If a substantial delay is likely to occur compared to the date of delivery originally stated, INOX must notify the purchaser and, if possible, state a date when delivery is expected to take place.
Plant orders may be cancelled as a result of delay, only upon acceptance by the plant in question.
15. Framework agreements
Framework agreement is an agreement obligating the purchaser to accept delivery, invoicing and payment of certain amounts of products successively over a certain period. The agreement is binding on the parties for the whole quantity ordered and is not subject to termination by either party.
The whole quantity ordered is delivered and invoiced no later than at expiry of the agreed period. Unless otherwise agreed, the total quantity shall be delivered and invoiced 12 months from the order date.

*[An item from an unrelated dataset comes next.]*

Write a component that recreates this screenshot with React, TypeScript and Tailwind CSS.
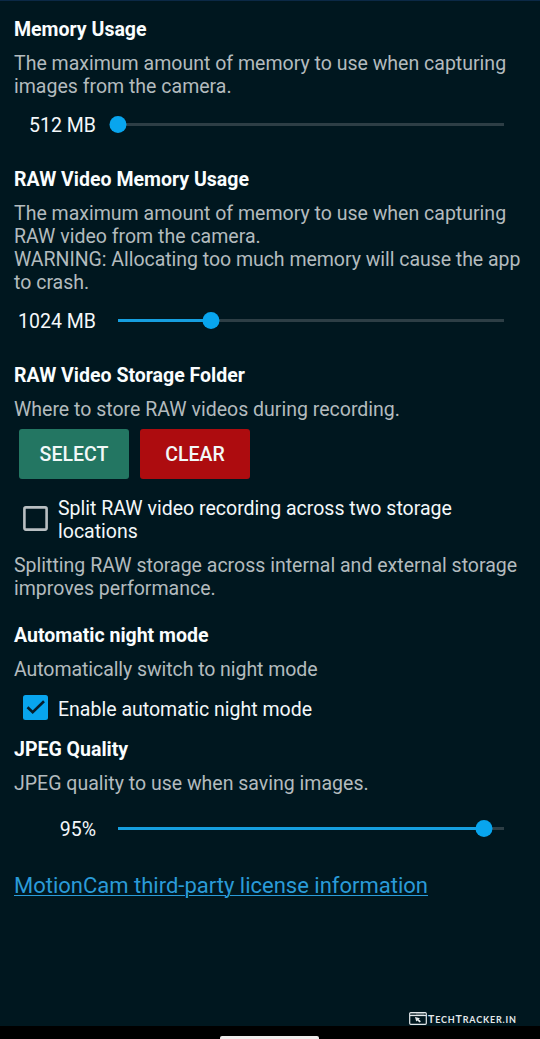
import type { ReactNode } from 'react';

function Heading({ children }: { children: ReactNode }) {
  return <h2 className="whitespace-nowrap font-bold text-[#fafdfe]">{children}</h2>;
}

function Description({ children }: { children: ReactNode }) {
  return <p className="mt-[10.5px] whitespace-nowrap text-[#b3bbbe]">{children}</p>;
}

function Slider({ label, percent }: { label: string; percent: number }) {
  return (
    <div className="flex h-[23px] items-center">
      <span className="w-[82px] whitespace-nowrap pt-px text-right text-[#f4f8fa]">{label}</span>
      <div className="relative -top-px ml-[22px] h-[3px] w-[386px] bg-[#2d3e45]">
        <div className="h-full bg-[#169fdf]" style={{ width: `${percent}%` }} />
        <div
          className="absolute -top-[7px] size-[17px] -translate-x-1/2 rounded-full bg-[#08a5ee]"
          style={{ left: `${percent}%` }}
        />
      </div>
    </div>
  );
}

function CheckBox({ checked }: { checked?: boolean }) {
  return (
    <svg className="-mt-1 size-[25px] shrink-0" viewBox="0 0 25 25" fill="none">
      {checked ? (
        <>
          <rect width="25" height="25" rx="2.5" fill="#08a5ee" />
          <path d="M4.5 12.2 9.7 17.2 21 6.2" stroke="#061d2b" strokeWidth="2.6" />
        </>
      ) : (
        <rect x="1.4" y="1.4" width="22.2" height="22.2" rx="1.5" stroke="#b9bfc2" strokeWidth="2.6" />
      )}
    </svg>
  );
}

function Watermark() {
  return (
    <div className="flex items-center gap-px text-[#e3e8ea]">
      <svg className="h-[13px] w-[18px]" viewBox="0 0 18 13" fill="none" stroke="currentColor">
        <rect x="0.7" y="0.7" width="16.6" height="11.6" rx="1" strokeWidth="1.2" />
        <path d="M1 3.5h16" strokeWidth="1.2" />
        <path d="M2.5 2h1M4.5 2h1M6.5 2h9" strokeWidth="0.7" />
        <path d="m6 5 1.2 4.4 1.2-1 2.2 2.2 1.3-1.3-2.2-2 1.3-1z" fill="currentColor" stroke="none" />
      </svg>
      <span className="mt-[3px] w-[88px] whitespace-nowrap font-[Lato] text-[9px] font-bold leading-[12px] tracking-[0.83px]">
        <span className="text-[10.5px]">T</span>ECH<span className="text-[10.5px]">T</span>RACKER.IN
      </span>
    </div>
  );
}

export default function App() {
  return (
    <div className="flex h-[1039px] w-[540px] flex-col overflow-hidden border-t border-[#0b2946] bg-[#00171f] font-[Roboto,sans-serif] text-[19.52px] leading-[23px]">
      <main className="flex flex-1 flex-col px-3.5 pt-[17px]">
        <section className="h-[150px]">
          <Heading>Memory Usage</Heading>
          <Description>
            The maximum amount of memory to use when capturing
            <br />
            images from the camera.
          </Description>
          <div className="mt-4">
            <Slider label="512 MB" percent={0} />
          </div>
        </section>

        <section className="h-[196px]">
          <Heading>RAW Video Memory Usage</Heading>
          <Description>
            The maximum amount of memory to use when capturing
            <br />
            RAW video from the camera.
            <br />
            <span className="tracking-[-0.04px]">WARNING: Allocating too much memory will cause the app</span>
            <br />
            to crash.
          </Description>
          <div className="mt-4">
            <Slider label="1024 MB" percent={24} />
          </div>
        </section>

        <section className="h-[260px]">
          <Heading>RAW Video Storage Folder</Heading>
          <Description>Where to store RAW videos during recording.</Description>
          <div className="mt-[8.5px] flex gap-[11px] pl-[5px] font-medium text-[#f2f8f8]">
            <button className="h-[50px] w-[110px] rounded-[3px] bg-[#237662] pt-px">SELECT</button>
            <button className="h-[50px] w-[110px] rounded-[3px] bg-[#ad0c0f] pt-px">CLEAR</button>
          </div>
          <label className="mt-[18px] flex items-center gap-[10px] whitespace-nowrap pl-[9px] text-[#f4f8fa]">
            <CheckBox />
            <span>
              Split RAW video recording across two storage
              <br />
              locations
            </span>
          </label>
          <Description>
            Splitting RAW storage across internal and external storage
            <br />
            improves performance.
          </Description>
        </section>

        <section className="h-[114px]">
          <Heading>Automatic night mode</Heading>
          <Description>
            <span className="tracking-[-0.07px]">Automatically switch to night mode</span>
          </Description>
          <label className="mt-[17px] flex h-[23px] items-center gap-[10px] whitespace-nowrap pl-[9px] text-[#f4f8fa]">
            <CheckBox checked />
            <span>Enable automatic night mode</span>
          </label>
        </section>

        <section className="h-[135px]">
          <Heading>JPEG Quality</Heading>
          <Description>JPEG quality to use when saving images.</Description>
          <div className="mt-[23px]">
            <Slider label="95%" percent={94.8} />
          </div>
        </section>

        <a
          href="#licenses"
          className="self-start whitespace-nowrap text-[22px] leading-[26px] text-[#2a9bd8] underline decoration-1 underline-offset-2"
        >
          MotionCam third-party license information
        </a>
        <div className="mt-auto flex justify-end pr-2.5">
          <Watermark />
        </div>
      </main>
      <footer className="flex h-[13px] items-end bg-black pl-[220px]">
        <div className="h-[3px] w-[99px] rounded-t-[2px] bg-[#f0eeee]" />
      </footer>
    </div>
  );
}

Unless otherwise agreed, INOX shall deliver a proportional share of the total quantity equally allocated over the agreed period. If the agreed period is 12 months, 1/12 of the total quantity will be delivered and invoiced every month, first one month after the order confirmation.
Unless otherwise agreed, INOX will not be obliged to deliver more that the proportional share of the total quantity per delivery term.
If INOX is not able to fulfil the framework agreement, due to delivery failures from the plant, INOX will not be obliged to fulfil any non-fulfilled part of the framework agreement. Reference is also made to the Force Majeure provisions below.
16. Force majeure
In case of strike, lockout, war, epidemics, nature catastrophes, business interruption or interruption to the normal transport system of the plant or other obstacles beyond the control of INOX (Force Majeure), INOX will be entitled to cancel the order in whole or in part to the same extent as the plant cancels the order placed by INOX. In that case, INOX is not obliged to place the order elsewhere. Nor is INOX liable for aby loss due to defects, delay or any other damage or violation caused by Force Majeure.
Any disputes between the purchaser and INOX which are not solved amicably will be submitted to the ordinary Danish courts.